US lawmakers Anna Eshoo and Don Beyer, serving in the United States House of Representatives, have proposed the AI Foundation Model Transparency Act to enhance transparency in the training data used for AI systems and thus prevent copyright infringement. This bill proposes stringent measures for creators of foundation models, compelling them to disclose sources of training data. If enacted, it will involve regulatory bodies such as the Federal Trade Commission (FTC) and the National Institute of Standards and Technology (NIST) in establishing rules for transparent reporting of training data.
Companies developing foundation models would be mandated to provide comprehensive reports covering aspects like the sources of training data, data retention during inference, limitations, risks associated with the model, alignment with NIST's AI Risk Management Framework, and adherence to potential federal standards. Additionally, the bill would require AI developers to prevent the generation of 'inaccurate or harmful information', including medical information, cybersecurity, elections, and services impacting vulnerable populations.
Essentially, the bill comes as a response to the increase in lawsuits and public apprehensions related to copyright infringement. Namely, the bill emphasizes that the use of foundational AI models in public settings, has resulted in instances where the public is exposed to inaccurate, imprecise, or biassed information.

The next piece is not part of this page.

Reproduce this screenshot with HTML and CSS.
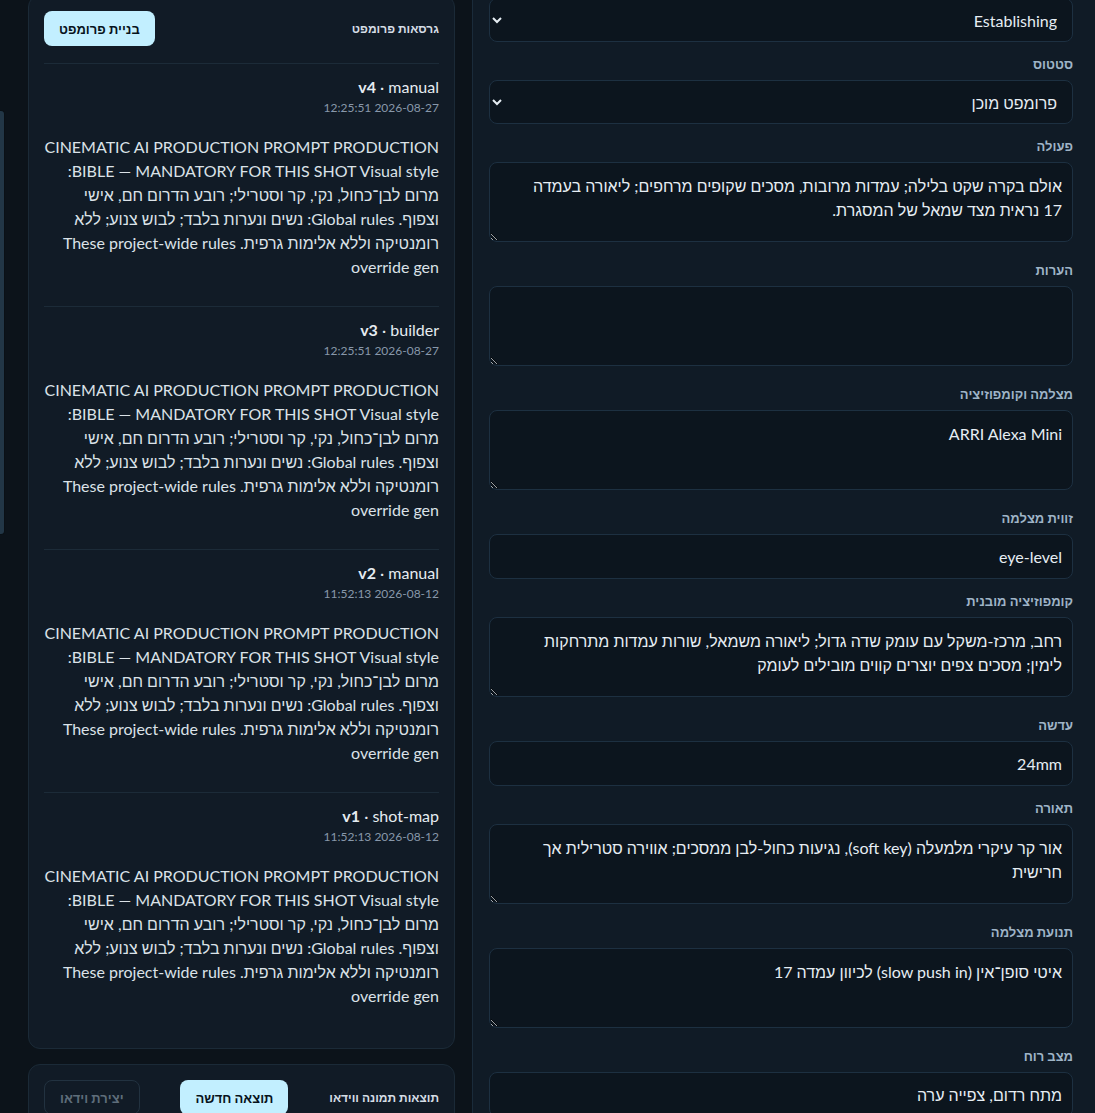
FILE: index.html
```html
<!DOCTYPE html>
<html lang="he" dir="rtl">
<head>
    <meta charset="UTF-8">
    <meta name="viewport" content="width=device-width, initial-scale=1.0">
    <title>עריכת שוט</title>
    <link rel="stylesheet" href="styles.css">
</head>
<body>
    <div class="layout">
        <main class="shotPanel">
            <div class="field">
                <label>סוג שוט</label>
                <select>
                    <option>Establishing</option>
                </select>
            </div>
            <div class="field">
                <label>סטטוס</label>
                <select>
                    <option>פרומפט מוכן</option>
                </select>
            </div>
            <div class="field area">
                <label>פעולה</label>
                <textarea>אולם בקרה שקט בלילה; עמדות מרובות, מסכים שקופים מרחפים; ליאורה בעמדה 17 נראית מצד שמאל של המסגרת.</textarea>
            </div>
            <div class="field area">
                <label>הערות</label>
                <textarea></textarea>
            </div>
            <div class="field area">
                <label>מצלמה וקומפוזיציה</label>
                <textarea>ARRI Alexa Mini</textarea>
            </div>
            <div class="field">
                <label>זווית מצלמה</label>
                <input type="text" value="eye-level">
            </div>
            <div class="field area">
                <label>קומפוזיציה מובנית</label>
                <textarea>רחב, מרכז-משקל עם עומק שדה גדול; ליאורה משמאל, שורות עמדות מתרחקות לימין; מסכים צפים יוצרים קווים מובילים לעומק</textarea>
            </div>
            <div class="field">
                <label>עדשה</label>
                <input type="text" value="24mm">
            </div>
            <div class="field area">
                <label>תאורה</label>
                <textarea>אור קר עיקרי מלמעלה (soft key), נגיעות כחול-לבן ממסכים; אווירה סטרילית אך חרישית</textarea>
            </div>
            <div class="field area">
                <label>תנועת מצלמה</label>
                <textarea>איטי סופן־אין (slow push in) לכיוון עמדה 17</textarea>
            </div>
            <div class="field">
                <label>מצב רוח</label>
                <input type="text" value="מתח רדום, צפייה ערה">
            </div>
        </main>

        <aside class="side">
            <section class="card">
                <div class="cardHead">
                    <h3>גרסאות פרומפט</h3>
                    <button class="primary">בניית פרומפט</button>
                </div>
                <div class="versionList">
                    <div class="version">
                        <div class="versionTitle"><b>v4</b> · manual</div>
                        <div class="versionDate">2026-08-27 12:25:51</div>
                        <p class="versionText">CINEMATIC AI PRODUCTION PROMPT PRODUCTION BIBLE — MANDATORY FOR THIS SHOT Visual style: מרום לבן־כחול, נקי, קר וסטרילי; רובע הדרום חם, אישי וצפוף. Global rules: נשים ונערות בלבד; לבוש צנוע; ללא רומנטיקה וללא אלימות גרפית. These project-wide rules override gen</p>
                    </div>
                    <div class="version">
                        <div class="versionTitle"><b>v3</b> · builder</div>
                        <div class="versionDate">2026-08-27 12:25:51</div>
                        <p class="versionText">CINEMATIC AI PRODUCTION PROMPT PRODUCTION BIBLE — MANDATORY FOR THIS SHOT Visual style: מרום לבן־כחול, נקי, קר וסטרילי; רובע הדרום חם, אישי וצפוף. Global rules: נשים ונערות בלבד; לבוש צנוע; ללא רומנטיקה וללא אלימות גרפית. These project-wide rules override gen</p>
                    </div>
                    <div class="version">
                        <div class="versionTitle"><b>v2</b> · manual</div>
                        <div class="versionDate">2026-08-12 11:52:13</div>
                        <p class="versionText">CINEMATIC AI PRODUCTION PROMPT PRODUCTION BIBLE — MANDATORY FOR THIS SHOT Visual style: מרום לבן־כחול, נקי, קר וסטרילי; רובע הדרום חם, אישי וצפוף. Global rules: נשים ונערות בלבד; לבוש צנוע; ללא רומנטיקה וללא אלימות גרפית. These project-wide rules override gen</p>
                    </div>
                    <div class="version">
                        <div class="versionTitle"><b>v1</b> · shot-map</div>
                        <div class="versionDate">2026-08-12 11:52:13</div>
                        <p class="versionText">CINEMATIC AI PRODUCTION PROMPT PRODUCTION BIBLE — MANDATORY FOR THIS SHOT Visual style: מרום לבן־כחול, נקי, קר וסטרילי; רובע הדרום חם, אישי וצפוף. Global rules: נשים ונערות בלבד; לבוש צנוע; ללא רומנטיקה וללא אלימות גרפית. These project-wide rules override gen</p>
                    </div>
                </div>
            </section>

            <section class="card results">
                <div class="cardHead">
                    <h3>תוצאות תמונה ווידאו</h3>
                    <button class="primary">תוצאה חדשה</button>
                    <button class="ghost" disabled>יצירת וידאו</button>
                </div>
            </section>
        </aside>

        <div class="rail"></div>
    </div>
</body>
</html>
```

FILE: styles.css
```css
html {
    color-scheme: dark;
}
body {
    margin: 0;
    background-color: #0c131a;
    color: #dde4ea;
    font-family: Lato, "Liberation Sans", "DejaVu Sans", sans-serif;
    overflow: hidden;
}
.layout {
    display: flex;
    align-items: flex-start;
}

/* right form column */
.shotPanel {
    flex: none;
    width: 623px;
    box-sizing: border-box;
    margin-top: -27px;
    padding: 0 22px 0 16px;
    min-height: 1200px;
    background-color: #101b26;
    border-left: 1px solid #1a2b3a;
}
.field {
    display: flex;
    flex-direction: column;
    gap: 6px;
    margin-bottom: 13px;
}
.field label {
    font-size: 13px;
    line-height: 19px;
    font-weight: 700;
    color: #9fb4c7;
}
.field select,
.field input,
.field textarea {
    box-sizing: border-box;
    width: 100%;
    background-color: #0c151e;
    border: 1px solid #1d3041;
    border-radius: 8px;
    color: #e6edf3;
    font-family: inherit;
    font-size: 16px;
    outline: none;
}
.field select {
    height: 44px;
    padding: 0 11px 0 4px;
}
.field input {
    height: 45px;
    padding: 0 10px;
}
.field textarea {
    height: 80px;
    padding: 11px 10px 11px 22px;
    line-height: 24px;
    resize: vertical;
    margin-bottom: 6px;
}

/* left column */
.side {
    flex: none;
    width: 427px;
    margin-top: -5px;
    margin-right: 17px;
}
.card {
    background-color: #111b26;
    border: 1px solid #1b2a37;
    border-radius: 12px;
    padding: 15px;
}
.results {
    margin-top: 15px;
}
.cardHead {
    display: flex;
    align-items: center;
    justify-content: space-between;
}
.cardHead h3 {
    margin: 0;
    font-size: 12px;
    font-weight: 700;
    color: #d5dde5;
}
.cardHead button {
    height: 35px;
    padding: 0 15px;
    border-radius: 8px;
    font-family: inherit;
    font-size: 13px;
    font-weight: 700;
}
.primary {
    background-color: #c2efff;
    color: #08131c;
    border: none;
}
.ghost {
    background-color: transparent;
    color: #5e6d7a;
    border: 1px solid #223240;
}
.versionList {
    margin-top: 17px;
}
.version {
    border-top: 1px solid #1c2b38;
    padding: 13px 0 27px;
}
.version:last-child {
    padding-bottom: 25px;
}
.versionTitle {
    font-size: 16px;
    line-height: 20px;
    color: #e6ecf1;
}
.versionDate {
    margin-top: 3px;
    font-size: 12px;
    line-height: 16px;
    color: #8898aa;
}
.versionText {
    margin: 19px 0 0 0;
    font-size: 16px;
    line-height: 24px;
    color: #dbe2e8;
}

/* cut-off sidebar at the far left */
.rail {
    flex: none;
    width: 5px;
    height: 425px;
    margin-top: 110px;
    margin-right: 23px;
    box-sizing: border-box;
    background-color: #223646;
    border: 1px solid #0a1016;
    border-left: none;
    border-radius: 0 4px 4px 0;
}
```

It is now awaiting assignment to a committee for further discussion, with uncertainties about its timing amidst the upcoming election campaign season.
As reported by the Verge, the proposed legislation aligns with the Biden administration's AI executive order, offering a complementary regulatory framework. While the executive order serves as a guideline, the AI Foundation Model Transparency Act, if passed, would elevate transparency requirements for training data to the status of federal law, addressing pressing concerns surrounding AI-generated content and legal implications.